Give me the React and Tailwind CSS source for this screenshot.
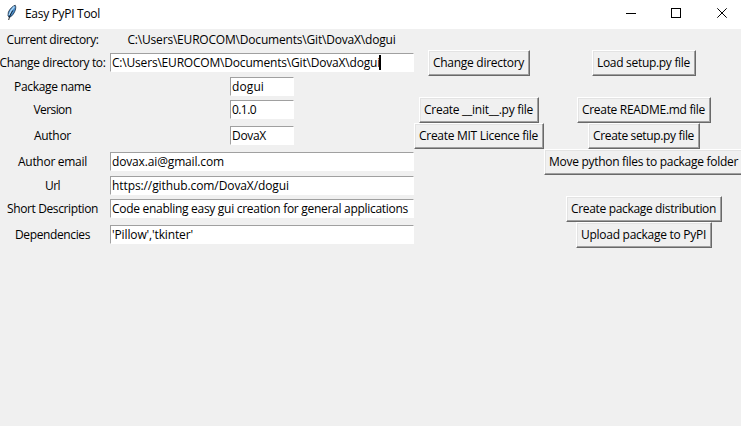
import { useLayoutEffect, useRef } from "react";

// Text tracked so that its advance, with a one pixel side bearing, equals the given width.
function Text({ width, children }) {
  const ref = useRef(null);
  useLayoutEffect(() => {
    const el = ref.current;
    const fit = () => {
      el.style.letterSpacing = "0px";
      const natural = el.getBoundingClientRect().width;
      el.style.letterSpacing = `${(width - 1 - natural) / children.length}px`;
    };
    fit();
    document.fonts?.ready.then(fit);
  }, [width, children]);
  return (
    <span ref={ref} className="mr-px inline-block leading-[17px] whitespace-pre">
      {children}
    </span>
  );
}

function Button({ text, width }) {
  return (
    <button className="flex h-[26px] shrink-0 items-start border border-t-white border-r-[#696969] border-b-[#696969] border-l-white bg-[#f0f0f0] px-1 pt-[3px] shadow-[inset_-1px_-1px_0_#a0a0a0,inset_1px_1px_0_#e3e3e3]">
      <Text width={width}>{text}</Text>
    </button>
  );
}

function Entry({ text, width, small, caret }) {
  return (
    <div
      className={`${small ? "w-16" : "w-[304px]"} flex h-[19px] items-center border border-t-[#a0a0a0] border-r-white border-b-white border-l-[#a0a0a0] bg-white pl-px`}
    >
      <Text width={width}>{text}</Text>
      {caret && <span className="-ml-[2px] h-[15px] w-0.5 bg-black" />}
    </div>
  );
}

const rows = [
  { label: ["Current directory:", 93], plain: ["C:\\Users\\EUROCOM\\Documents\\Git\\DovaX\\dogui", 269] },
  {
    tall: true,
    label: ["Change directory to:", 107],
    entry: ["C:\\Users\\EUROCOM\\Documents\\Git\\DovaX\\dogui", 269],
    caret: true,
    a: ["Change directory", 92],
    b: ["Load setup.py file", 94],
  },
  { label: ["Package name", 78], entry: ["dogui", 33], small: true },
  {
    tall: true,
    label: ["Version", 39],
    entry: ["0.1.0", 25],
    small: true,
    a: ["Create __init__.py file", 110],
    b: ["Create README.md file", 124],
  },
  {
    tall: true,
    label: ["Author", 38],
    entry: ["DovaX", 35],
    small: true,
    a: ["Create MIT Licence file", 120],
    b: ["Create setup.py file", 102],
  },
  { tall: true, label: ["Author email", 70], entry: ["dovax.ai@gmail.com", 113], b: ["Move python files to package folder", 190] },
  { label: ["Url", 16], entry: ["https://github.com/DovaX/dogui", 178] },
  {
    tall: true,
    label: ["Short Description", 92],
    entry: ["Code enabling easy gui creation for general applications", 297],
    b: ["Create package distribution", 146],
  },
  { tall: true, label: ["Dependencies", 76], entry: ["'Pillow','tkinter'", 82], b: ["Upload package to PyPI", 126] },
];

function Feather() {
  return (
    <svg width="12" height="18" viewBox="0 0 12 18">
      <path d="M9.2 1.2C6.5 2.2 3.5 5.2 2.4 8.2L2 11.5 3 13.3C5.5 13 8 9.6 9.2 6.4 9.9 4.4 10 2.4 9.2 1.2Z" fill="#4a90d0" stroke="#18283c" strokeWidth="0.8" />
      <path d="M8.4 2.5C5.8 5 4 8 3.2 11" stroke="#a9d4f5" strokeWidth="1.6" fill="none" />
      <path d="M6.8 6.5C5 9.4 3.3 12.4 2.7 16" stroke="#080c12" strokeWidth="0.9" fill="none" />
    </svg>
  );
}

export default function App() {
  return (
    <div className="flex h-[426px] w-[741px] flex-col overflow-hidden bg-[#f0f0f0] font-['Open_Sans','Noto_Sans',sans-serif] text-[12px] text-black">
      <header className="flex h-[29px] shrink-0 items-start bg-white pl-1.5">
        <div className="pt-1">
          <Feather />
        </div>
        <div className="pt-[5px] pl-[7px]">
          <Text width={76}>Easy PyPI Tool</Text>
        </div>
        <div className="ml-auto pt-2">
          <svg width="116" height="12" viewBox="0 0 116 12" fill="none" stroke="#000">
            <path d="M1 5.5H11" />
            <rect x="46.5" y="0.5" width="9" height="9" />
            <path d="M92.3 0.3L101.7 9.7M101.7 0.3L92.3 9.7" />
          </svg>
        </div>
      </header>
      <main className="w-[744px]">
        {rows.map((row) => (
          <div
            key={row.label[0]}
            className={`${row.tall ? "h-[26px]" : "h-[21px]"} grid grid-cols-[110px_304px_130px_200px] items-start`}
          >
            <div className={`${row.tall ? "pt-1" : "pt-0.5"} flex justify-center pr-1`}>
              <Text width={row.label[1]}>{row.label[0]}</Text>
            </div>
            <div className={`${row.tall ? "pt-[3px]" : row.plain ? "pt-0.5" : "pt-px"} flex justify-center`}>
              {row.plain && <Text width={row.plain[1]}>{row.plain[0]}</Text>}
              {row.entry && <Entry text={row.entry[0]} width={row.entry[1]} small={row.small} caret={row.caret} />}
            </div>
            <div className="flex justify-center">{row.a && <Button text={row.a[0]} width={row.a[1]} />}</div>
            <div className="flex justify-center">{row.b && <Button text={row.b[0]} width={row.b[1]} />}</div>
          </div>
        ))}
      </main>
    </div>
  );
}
===
● THE TASK
Return to the listing above and set it down exactly, leaving out its pictures.

● TASK ANSWER
Give me the React and Tailwind CSS source for this screenshot.
import { useLayoutEffect, useRef } from "react";

// Text tracked so that its advance, with a one pixel side bearing, equals the given width.
function Text({ width, children }) {
  const ref = useRef(null);
  useLayoutEffect(() => {
    const el = ref.current;
    const fit = () => {
      el.style.letterSpacing = "0px";
      const natural = el.getBoundingClientRect().width;
      el.style.letterSpacing = `${(width - 1 - natural) / children.length}px`;
    };
    fit();
    document.fonts?.ready.then(fit);
  }, [width, children]);
  return (
    <span ref={ref} className="mr-px inline-block leading-[17px] whitespace-pre">
      {children}
    </span>
  );
}

function Button({ text, width }) {
  return (
    <button className="flex h-[26px] shrink-0 items-start border border-t-white border-r-[#696969] border-b-[#696969] border-l-white bg-[#f0f0f0] px-1 pt-[3px] shadow-[inset_-1px_-1px_0_#a0a0a0,inset_1px_1px_0_#e3e3e3]">
      <Text width={width}>{text}</Text>
    </button>
  );
}

function Entry({ text, width, small, caret }) {
  return (
    <div
      className={`${small ? "w-16" : "w-[304px]"} flex h-[19px] items-center border border-t-[#a0a0a0] border-r-white border-b-white border-l-[#a0a0a0] bg-white pl-px`}
    >
      <Text width={width}>{text}</Text>
      {caret && <span className="-ml-[2px] h-[15px] w-0.5 bg-black" />}
    </div>
  );
}

const rows = [
  { label: ["Current directory:", 93], plain: ["C:\\Users\\EUROCOM\\Documents\\Git\\DovaX\\dogui", 269] },
  {
    tall: true,
    label: ["Change directory to:", 107],
    entry: ["C:\\Users\\EUROCOM\\Documents\\Git\\DovaX\\dogui", 269],
    caret: true,
    a: ["Change directory", 92],
    b: ["Load setup.py file", 94],
  },
  { label: ["Package name", 78], entry: ["dogui", 33], small: true },
  {
    tall: true,
    label: ["Version", 39],
    entry: ["0.1.0", 25],
    small: true,
    a: ["Create __init__.py file", 110],
    b: ["Create README.md file", 124],
  },
  {
    tall: true,
    label: ["Author", 38],
    entry: ["DovaX", 35],
    small: true,
    a: ["Create MIT Licence file", 120],
    b: ["Create setup.py file", 102],
  },
  { tall: true, label: ["Author email", 70], entry: ["dovax.ai@gmail.com", 113], b: ["Move python files to package folder", 190] },
  { label: ["Url", 16], entry: ["https://github.com/DovaX/dogui", 178] },
  {
    tall: true,
    label: ["Short Description", 92],
    entry: ["Code enabling easy gui creation for general applications", 297],
    b: ["Create package distribution", 146],
  },
  { tall: true, label: ["Dependencies", 76], entry: ["'Pillow','tkinter'", 82], b: ["Upload package to PyPI", 126] },
];

function Feather() {
  return (
    <svg width="12" height="18" viewBox="0 0 12 18">
      <path d="M9.2 1.2C6.5 2.2 3.5 5.2 2.4 8.2L2 11.5 3 13.3C5.5 13 8 9.6 9.2 6.4 9.9 4.4 10 2.4 9.2 1.2Z" fill="#4a90d0" stroke="#18283c" strokeWidth="0.8" />
      <path d="M8.4 2.5C5.8 5 4 8 3.2 11" stroke="#a9d4f5" strokeWidth="1.6" fill="none" />
      <path d="M6.8 6.5C5 9.4 3.3 12.4 2.7 16" stroke="#080c12" strokeWidth="0.9" fill="none" />
    </svg>
  );
}

export default function App() {
  return (
    <div className="flex h-[426px] w-[741px] flex-col overflow-hidden bg-[#f0f0f0] font-['Open_Sans','Noto_Sans',sans-serif] text-[12px] text-black">
      <header className="flex h-[29px] shrink-0 items-start bg-white pl-1.5">
        <div className="pt-1">
          <Feather />
        </div>
        <div className="pt-[5px] pl-[7px]">
          <Text width={76}>Easy PyPI Tool</Text>
        </div>
        <div className="ml-auto pt-2">
          <svg width="116" height="12" viewBox="0 0 116 12" fill="none" stroke="#000">
            <path d="M1 5.5H11" />
            <rect x="46.5" y="0.5" width="9" height="9" />
            <path d="M92.3 0.3L101.7 9.7M101.7 0.3L92.3 9.7" />
          </svg>
        </div>
      </header>
      <main className="w-[744px]">
        {rows.map((row) => (
          <div
            key={row.label[0]}
            className={`${row.tall ? "h-[26px]" : "h-[21px]"} grid grid-cols-[110px_304px_130px_200px] items-start`}
          >
            <div className={`${row.tall ? "pt-1" : "pt-0.5"} flex justify-center pr-1`}>
              <Text width={row.label[1]}>{row.label[0]}</Text>
            </div>
            <div className={`${row.tall ? "pt-[3px]" : row.plain ? "pt-0.5" : "pt-px"} flex justify-center`}>
              {row.plain && <Text width={row.plain[1]}>{row.plain[0]}</Text>}
              {row.entry && <Entry text={row.entry[0]} width={row.entry[1]} small={row.small} caret={row.caret} />}
            </div>
            <div className="flex justify-center">{row.a && <Button text={row.a[0]} width={row.a[1]} />}</div>
            <div className="flex justify-center">{row.b && <Button text={row.b[0]} width={row.b[1]} />}</div>
          </div>
        ))}
      </main>
    </div>
  );
}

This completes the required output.